In [1]:
import torch
from pytorch_pretrained_bert import BertTokenizer, BertModel, BertForMaskedLM

# OPTIONAL: if you want to have more information on what's happening, activate the logger as follows
import logging
logging.basicConfig(level=logging.INFO)

from typing import List

In [2]:
model_size = 'base'
model_case = 'uncased'

In [3]:
class lilBERT:
    
    def __init__(self, size: str = 'base', case: str = 'uncased', 
                 cuda: bool = torch.cuda.is_available()):
        # TODO: Load fine-tuned model
        self.toke = BertTokenizer.from_pretrained(f'bert-{size}-{case}')
        self.BERT = BertForMaskedLM.from_pretrained(f'bert-{size}-{case}')
        self.BERT.eval()
        
        if cuda:
            self.BERT.to('cuda')
        self.cuda = cuda

    def predict_words(self, input_str: str, k: int = 5) -> List[List[str]]:

        # Prep input
        input_str = input_str.split('\n')

        text = ' [CLS] '
        for line in input_str:
            text = text + line + ' [SEP] '

        texttoke = self.toke.tokenize(text)
        tokeinds = self.toke.convert_tokens_to_ids(texttoke)
        seg_ids = [0 for _ in range(len(tokeinds))]
        assert len(tokeinds) == len(seg_ids), \
            f'n Token missmatch {len(tokeinds)} {len(seg_ids)}'
        
        if '[MASK]' not in text:
            print('No [MASK] tokens found. Rhyme is complete')
            return
        else:
            maskinds = [i for i, tok in enumerate(texttoke) if '[MASK]' in tok]
        
        # Run through lil' BERT
        tttensor = torch.tensor([tokeinds])
        segtensor = torch.tensor([seg_ids])
        
        if self.cuda:
            tttensor.to('cuda')
            segtensor.to('cuda')
        
        with torch.no_grad():
            predictions = self.BERT(tttensor, segtensor)

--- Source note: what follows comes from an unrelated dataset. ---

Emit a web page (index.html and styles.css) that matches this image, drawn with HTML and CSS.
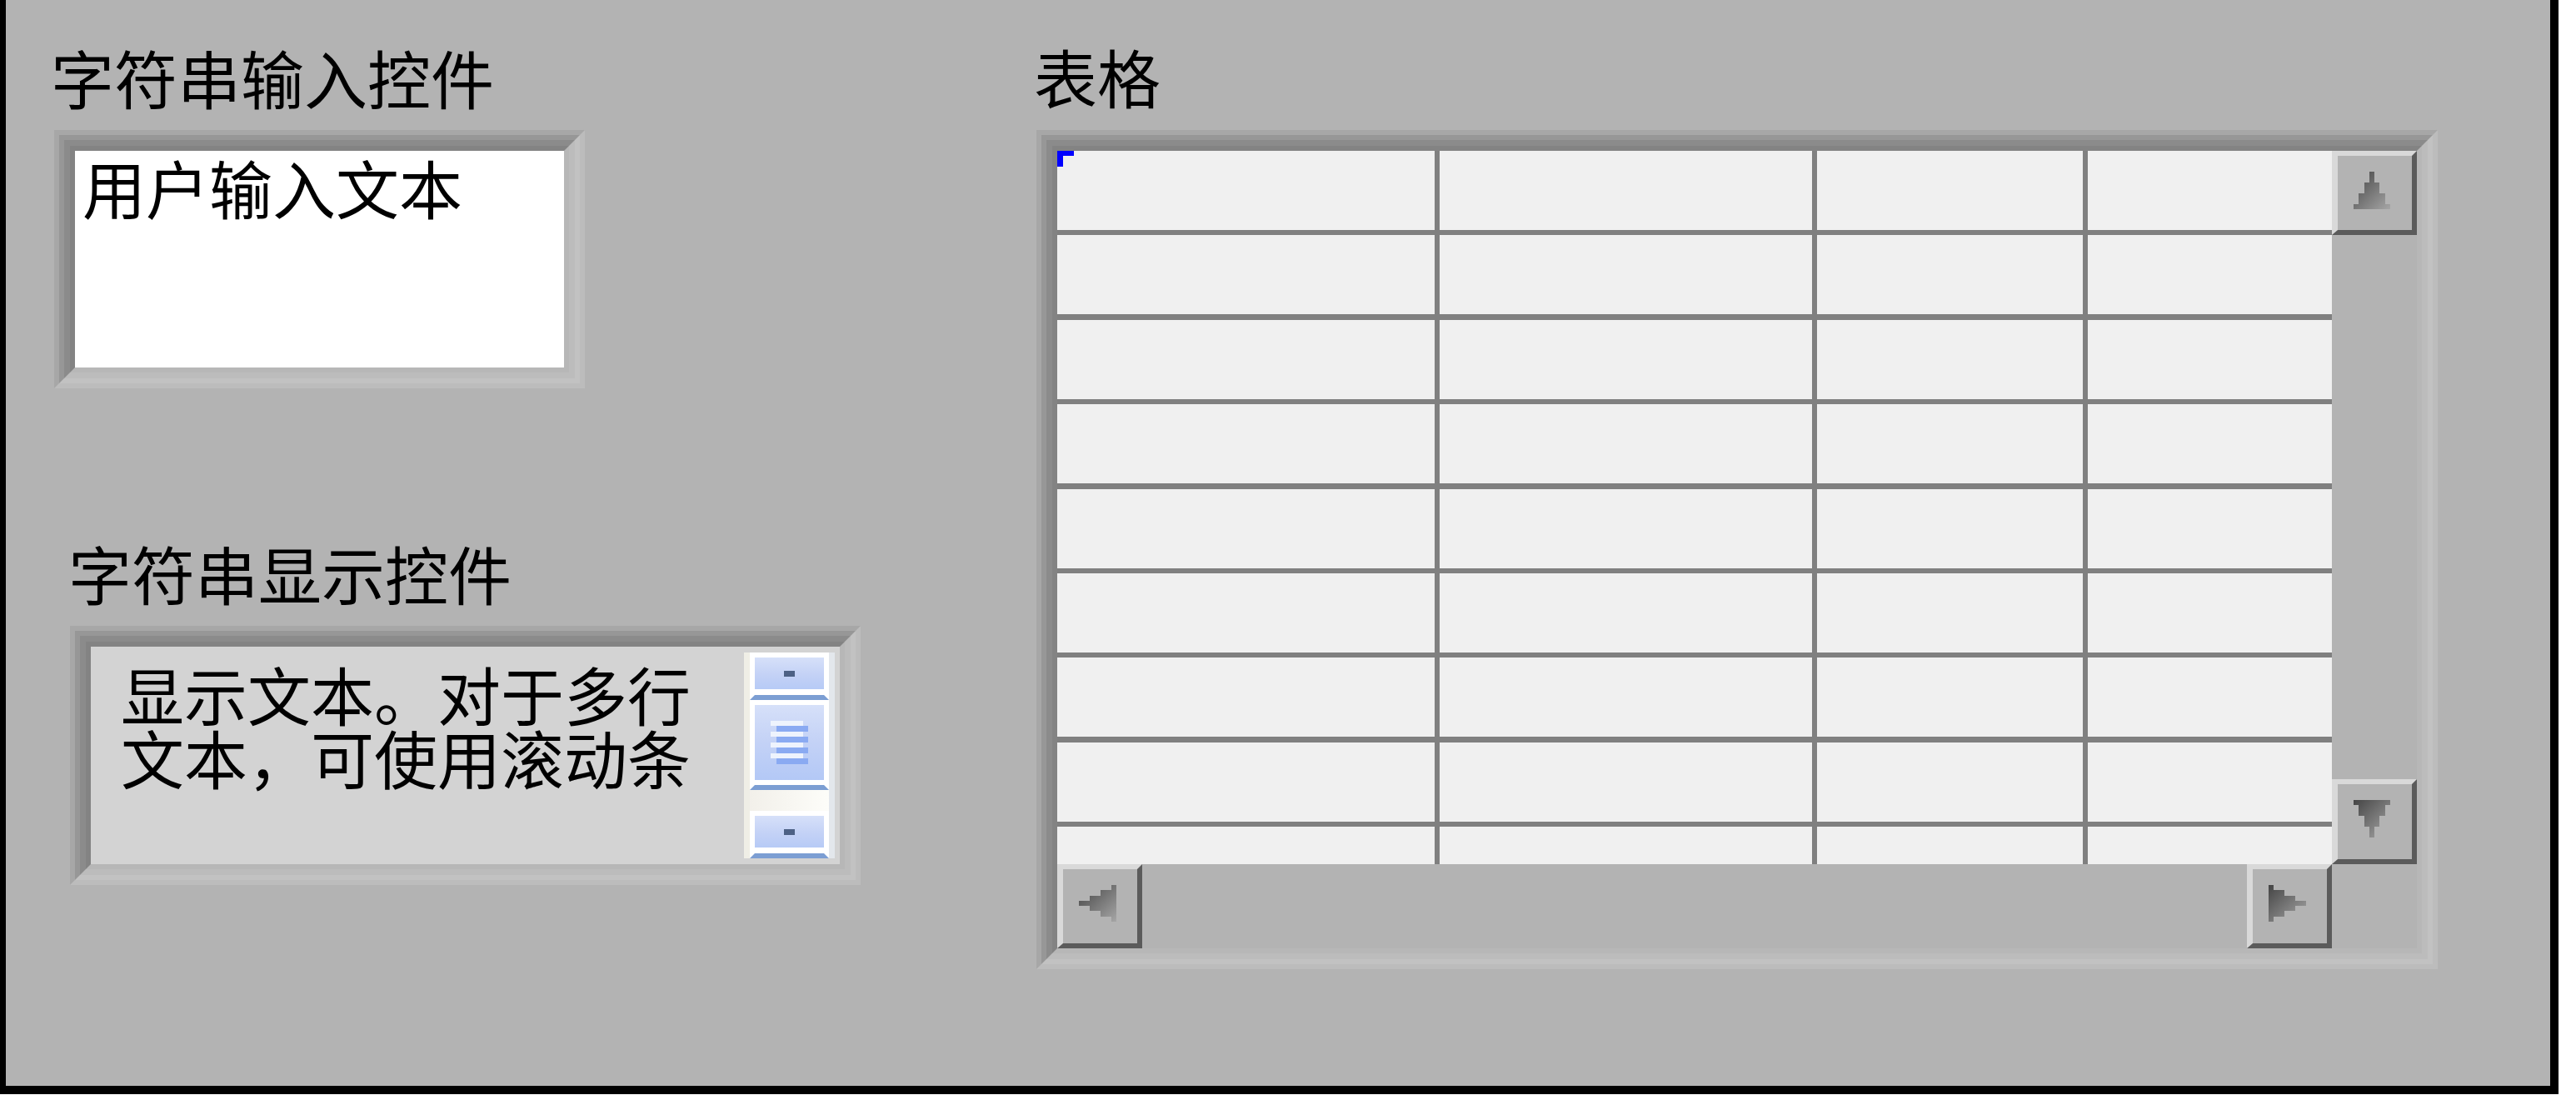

        # Suggestions to text
        proposals = list()
        for m in maskinds:
            propo = torch.argsort(predictions[0, m], descending=True)[:k]
            proposal = self.toke.convert_ids_to_tokens(propo.tolist())
            proposals.append(proposal)
        
        return proposals


In [4]:
lB = lilBERT(size=model_size, case=model_case)

INFO:pytorch_pretrained_bert.tokenization:loading vocabulary file https://s3.amazonaws.com/models.huggingface.co/bert/bert-base-uncased-vocab.txt from cache at /Users/ljferrer/.pytorch_pretrained_bert/26bc1ad6c0ac742e9b52263248f6d0f00068293b33709fae12320c0e35ccfbbb.542ce4285a40d23a559526243235df47c5f75c197f04f37d1a0c124c32c9a084
INFO:pytorch_pretrained_bert.modeling:loading archive file https://s3.amazonaws.com/models.huggingface.co/bert/bert-base-uncased.tar.gz from cache at /Users/ljferrer/.pytorch_pretrained_bert/9c41111e2de84547a463fd39217199738d1e3deb72d4fec4399e6e241983c6f0.ae3cef932725ca7a30cdcb93fc6e09150a55e2a130ec7af63975a16c153ae2ba
INFO:pytorch_pretrained_bert.modeling:extracting archive file /Users/ljferrer/.pytorch_pretrained_bert/9c41111e2de84547a463fd39217199738d1e3deb72d4fec4399e6e241983c6f0.ae3cef932725ca7a30cdcb93fc6e09150a55e2a130ec7af63975a16c153ae2ba to temp dir /var/folders/vh/3r7px0q57m311fh086mh0zxh0000gn/T/tmpo0qjv2bp
INFO:pytorch_pretrained_bert.modeling:Mode

In [5]:
text = 'The cat is [MASK] fat . \n She sat [MASK] to [MASK] more food . \n She is always [MASK] .'

In [6]:
lB.predict_words(text)

[['too', 'getting', 'very', 'always', 'so'],
 ['down', 'up', 'back', 'there', 'around'],
 ['get', 'eat', 'find', 'make', 'grab'],
 ['hungry', 'fat', 'eating', 'starving', 'happy']]